What do Jim Thorpe, Muhammad Ali, Ben Johnson, Marion
Jones and Lance Armstrong have in common? Each was stripped of a title,
some for their own hubris, others by something far different.
Exactly 100 years ago, in 1912, Jim Thorpe stood, literally and
figuratively, on an Olympic pedestal. Winner of both the pentathlon and
decathlon in the Summer games of that year, he was the greatest athlete
of his era. But in those long ago times, amateur participation was a
rigid and harsh mandate. For the sin of having played 2 seasons of
semi-professional baseball prior to the 1912 games, Thorpe's medals were
taken from him, not to be returned until 1983, 30 years after his
death.
In 1967, with the Vietnam War raging, the heavyweight champion
of the world, stated that he "ain't got no quarrel with them Viet
Cong." For refusing to be inducted into the service of the United
States, he was initially deemed a criminal, his title was lost outside
the ring, and 3 years of his career vanished before he could return to
the sport and to those epic battles with Joe Frazier.
In 1988 and 2000, the world of track and field witnessed greatness
in the Olympics from Ben Johnson and Marion Jones, who vied for the
titles of fastest man and woman on the planet. Only the ugly world of
performing enhancing drugs entered, and Johnson and Jones later were
denounced and disgraced, without their Olympic crowns and ultimately, for Jones, with time to ponder her mistakes while in jail.
Each of the stories of these athletes is sad and brutal in its own
right. There are tales of Thorpe's struggles financial, and with the
bottle, that plagued him until the end of his days. Ali, with all that
could have been during his prime years, of greatness not on display.
Johnson and Jones, their denials and finger pointing making their
ultimate truths so much the worse.
And now Lance Armstrong. Heroic in ways that only story books could
imagine. A tribute to man's unbreakable spirit. An athlete who was not
just better, but seemingly beyond human. Today he is stripped of far more than his
titles. In the elaborate nature of his ruse, in his willingness and
even demand that others play not by the rules of the game but by the
rules of Armstrong, in all that he meant and in how little he now means,
there is a tragedy epic in its proportion.

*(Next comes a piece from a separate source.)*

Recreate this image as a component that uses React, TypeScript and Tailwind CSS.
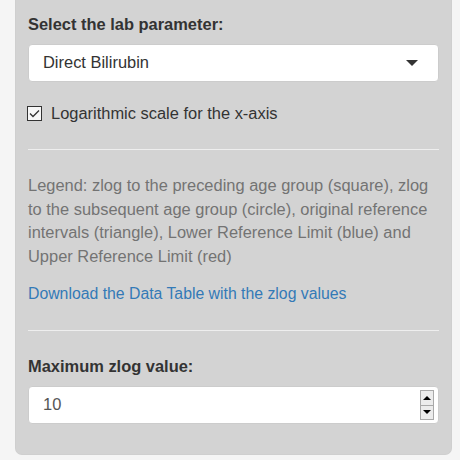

These athletes form the pantheon of the great who were once acclaimed as the best, and
then deemed unworthy. A strange team, bound together by a common thread. Thorpe and Ali now appear as victims, not demons. For the rest, there has not been and surely will not be redemption or salvation. And Mr. Armstrong, in the harsh
light of today's media spotlight, has captured the gold medal in a category
no one wants to win: The most deserving of being deemed the most egregious, and of having his crown removed unceremoniously.